For mad scientist Dr. Jackal, our thought experiment is a science experiment. And for Thomas Brown, our thought experiment is real life. The entire novel is told through Thomas’s "eyes." It’s literally through his lens(es) that you’ll experience the story.

I’m not arrogant enough to claim that the above questions will be answered in my novel. But these questions and more will be creatively explored in the way that only fiction allows: through characters and action; through living, breathing thought experiments. Follow me here on Inkshares to explore them with me, a little bit at a time.

THE CAUSE:

50% of author proceeds will be donated to the Human Trafficking Institute.

My protagonist is a victim. Thomas Brown is a subject in a dehumanizing experiment he never asked to be a part of. He is being used.

More people are being used today than most of us like to think. In 2017 - not in some dystopian 2055 or antebellum 1860 - slavery is alive and well. Slavery, in its modern form of human trafficking. Not far from you, vulnerable people with no safety net are being snatched up and threatened or coerced into engaging in commercial sex acts or labor for no pay. A recent estimate from the International Labor Organization counts 21 million victims of human trafficking worldwide.

The Human Trafficking Institute is one of many organizations now working to fix this human rights issue. Their plan is to beef up the law enforcement capacity in the developing world, where the global poor are currently unprotected. I’ve had the privilege of working for them these past few months, creating website and social media content to build their online presence. Our #InContext series is a blog featuring quotes from heroes of justice movements and the lessons we can learn from their stories. I’m especially proud of this post on my favorite MLK quote: “The arc of the moral universe is long, but it bends toward justice.”

This book can be a small part of raising awareness of the trafficking issue, and hopefully a part of funding a solution.

I’ve come to realize that Thomas’s experience might resonate with a variety of disadvantaged social groups. He comes from a black family. His body has been literally stripped away and stolen from him. He is an orphan adopted into a less-than-ideal single-parent [mad scientist] home [lab], locked in the dim basement. A physically and emotionally stunted child, he is confused about his race, his sex, his gender, his humanity. His agency has been taken. He is not heard. He wonders where he belongs.

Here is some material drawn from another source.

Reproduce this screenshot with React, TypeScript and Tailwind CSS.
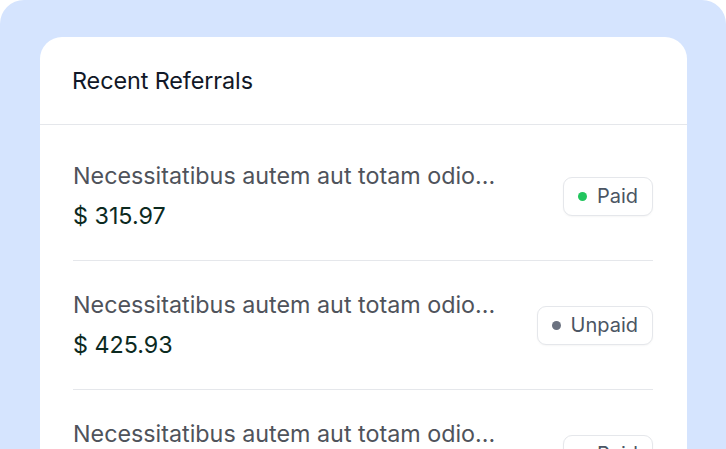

Because of this I’ll probably be shouting out to other relevant causes and nonprofits throughout the crowdfunding campaign. Stay tuned.

THE BACKGROUND:

I’ve already drafted a version of this story. I graduated from Princeton in 2016 with a creative writing minor, and for my senior thesis (one of two, ugh) I wrote a novella called The Experiment Himself. I have to thank my advisors Fiona Maazel and Alex Chee for their guidance on the project, and I have to thank my grader A.M. Homes for her glowing review of the story, which is probably the greatest thing that’s ever happened to me. Friends who read the draft have positive things to say. Also, my Dad swears he likes it for reasons other than sharing half of his DNA with the author.

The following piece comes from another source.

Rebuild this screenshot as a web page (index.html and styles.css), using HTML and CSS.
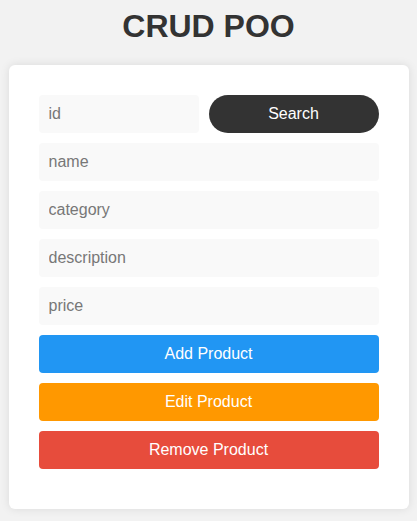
FILE: index.html
```html
<!DOCTYPE html>
<html>
<head>
<meta charset="utf-8">
<link rel="stylesheet" href="styles.css">
</head>
<body>
<h1 class="title">CRUD POO</h1>
<div class="card">
  <div class="row">
    <input class="field id-field" type="text" placeholder="id">
    <button class="btn search">Search</button>
  </div>
  <input class="field" type="text" placeholder="name">
  <input class="field" type="text" placeholder="category">
  <input class="field" type="text" placeholder="description">
  <input class="field" type="text" placeholder="price">
  <button class="btn add">Add Product</button>
  <button class="btn edit">Edit Product</button>
  <button class="btn remove">Remove Product</button>
</div>
</body>
</html>
```

FILE: styles.css
```css
html, body {
  margin: 0;
  padding: 0;
}
body {
  background: #f2f2f2;
  font-family: "Liberation Sans", Arial, sans-serif;
  padding: 8px 0;
}
.title {
  margin: 0 0 20px;
  text-align: center;
  font-size: 32px;
  font-weight: bold;
  color: #333;
  line-height: 37px;
}
.card {
  width: 400px;
  box-sizing: border-box;
  margin: 0 auto;
  background: #fff;
  border-radius: 6px;
  box-shadow: 0 0 10px rgba(0,0,0,0.1);
  padding: 30px 30px 40px;
  display: flex;
  flex-direction: column;
  gap: 10px;
}
.row {
  display: flex;
  gap: 10px;
}
.field {
  height: 38px;
  box-sizing: border-box;
  border: none;
  border-radius: 4px;
  background: #f9f9f9;
  padding: 0 10px;
  font-family: "Liberation Sans", Arial, sans-serif;
  font-size: 16px;
  color: #333;
  outline: none;
  width: 100%;
}
.field::placeholder {
  color: #777;
}
.id-field {
  width: 160px;
  flex: none;
}
.btn {
  height: 38px;
  border: none;
  border-radius: 4px;
  color: #fff;
  font-family: "Liberation Sans", Arial, sans-serif;
  font-size: 16px;
  padding: 0;
  width: 100%;
}
.search {
  flex: 1;
  background: #333;
  border-radius: 19px;
}
.add { background: #2196f3; }
.edit { background: #ff9800; }
.remove { background: #e74c3c; }
```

So I already have some proof of concept. But due to time constraints, the 35,000-word novella is nothing compared to the full-length novel that the premise deserves. I’m in the process of rewriting a lot of what I’ve already written, as well as adding themes, characters, and formal play that I couldn’t squeeze in the first time. Not to mention doing all sorts of research that I didn’t bother with last year but will give the finished product a stronger sense of authenticity. This 2050’s urban setting is meant to come to life, and blow your mind. Whether I fully do my ambitions justice will be for you to decide. But I promise to bring you an entertaining, thought-provoking, memorable debut novel.

Thanks for checking this out, and I hope you will drop by again.